Can you copy out the data exactly? Leave the images out.

Given information:
#####

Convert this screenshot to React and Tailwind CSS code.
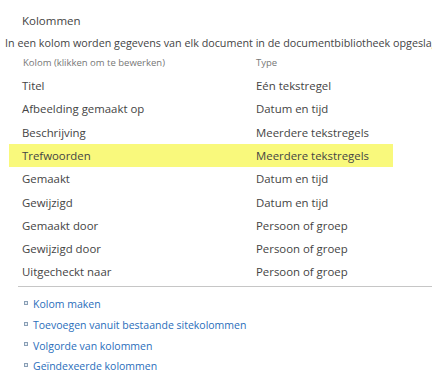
const rows = [
  ['Titel', 'Eén tekstregel'],
  ['Afbeelding gemaakt op', 'Datum en tijd'],
  ['Beschrijving', 'Meerdere tekstregels'],
  ['Trefwoorden', 'Meerdere tekstregels', true],
  ['Gemaakt', 'Datum en tijd'],
  ['Gewijzigd', 'Datum en tijd'],
  ['Gemaakt door', 'Persoon of groep'],
  ['Gewijzigd door', 'Persoon of groep'],
  ['Uitgecheckt naar', 'Persoon of groep'],
];

const links = [
  'Kolom maken',
  'Toevoegen vanuit bestaande sitekolommen',
  'Volgorde van kolommen',
  'Geïndexeerde kolommen',
];

export default function App() {
  return (
    <div className="w-[432px] h-[384px] overflow-hidden bg-white text-[#444] font-['Open_Sans',sans-serif]">
      {/* kop */}
      <div className="pl-[22px] pt-[12px] text-[11.5px] leading-[18px]">Kolommen</div>
      <div className="pl-[5px] pt-[4px] text-[10.75px] leading-[18px] whitespace-nowrap">
        In een kolom worden gegevens van elk document in de documentbibliotheek opgeslagen.
      </div>

      {/* tabel */}
      <div className="mt-[1px] ml-[18px] border-b border-[#c6c6c6]">
        <div className="flex h-[21px] items-center text-[9.5px] text-[#777]">
          <div className="w-[238px] pl-[5px]">Kolom (klikken om te bewerken)</div>
          <div>Type</div>
        </div>
        {rows.map(([name, type, hl]) => (
          <div
            key={name}
            className={`flex h-[23.3px] items-center text-[11.4px] ${hl ? 'bg-[#f9f97c] -ml-[9px] pl-[9px] w-[384px]' : ''}`}
          >
            <div className="w-[238px] pl-[4px]">{name}</div>
            <div>{type}</div>
          </div>
        ))}
        <div className="h-[2px]" />
      </div>

      {/* links */}
      <div className="pl-[24px] pt-[9px] flex flex-col gap-[2.9px]">
        {links.map((l) => (
          <div key={l} className="flex items-center h-[18px] text-[10.5px] text-[#2a6ebb]">
            <span className="w-[4px] h-[4px] border border-[#8a9fb5] bg-[#e8eef4] mr-[5px] -mt-[4px]" />
            <span>{l}</span>
          </div>
        ))}
      </div>
    </div>
  );
}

#####

Written response:
Convert this screenshot to React and Tailwind CSS code.
const rows = [
  ['Titel', 'Eén tekstregel'],
  ['Afbeelding gemaakt op', 'Datum en tijd'],
  ['Beschrijving', 'Meerdere tekstregels'],
  ['Trefwoorden', 'Meerdere tekstregels', true],
  ['Gemaakt', 'Datum en tijd'],
  ['Gewijzigd', 'Datum en tijd'],
  ['Gemaakt door', 'Persoon of groep'],
  ['Gewijzigd door', 'Persoon of groep'],
  ['Uitgecheckt naar', 'Persoon of groep'],
];

const links = [
  'Kolom maken',
  'Toevoegen vanuit bestaande sitekolommen',
  'Volgorde van kolommen',
  'Geïndexeerde kolommen',
];

export default function App() {
  return (
    <div className="w-[432px] h-[384px] overflow-hidden bg-white text-[#444] font-['Open_Sans',sans-serif]">
      {/* kop */}
      <div className="pl-[22px] pt-[12px] text-[11.5px] leading-[18px]">Kolommen</div>
      <div className="pl-[5px] pt-[4px] text-[10.75px] leading-[18px] whitespace-nowrap">
        In een kolom worden gegevens van elk document in de documentbibliotheek opgeslagen.
      </div>

      {/* tabel */}
      <div className="mt-[1px] ml-[18px] border-b border-[#c6c6c6]">
        <div className="flex h-[21px] items-center text-[9.5px] text-[#777]">
          <div className="w-[238px] pl-[5px]">Kolom (klikken om te bewerken)</div>
          <div>Type</div>
        </div>
        {rows.map(([name, type, hl]) => (
          <div
            key={name}
            className={`flex h-[23.3px] items-center text-[11.4px] ${hl ? 'bg-[#f9f97c] -ml-[9px] pl-[9px] w-[384px]' : ''}`}
          >
            <div className="w-[238px] pl-[4px]">{name}</div>
            <div>{type}</div>
          </div>
        ))}
        <div className="h-[2px]" />
      </div>

      {/* links */}
      <div className="pl-[24px] pt-[9px] flex flex-col gap-[2.9px]">
        {links.map((l) => (
          <div key={l} className="flex items-center h-[18px] text-[10.5px] text-[#2a6ebb]">
            <span className="w-[4px] h-[4px] border border-[#8a9fb5] bg-[#e8eef4] mr-[5px] -mt-[4px]" />
            <span>{l}</span>
          </div>
        ))}
      </div>
    </div>
  );
}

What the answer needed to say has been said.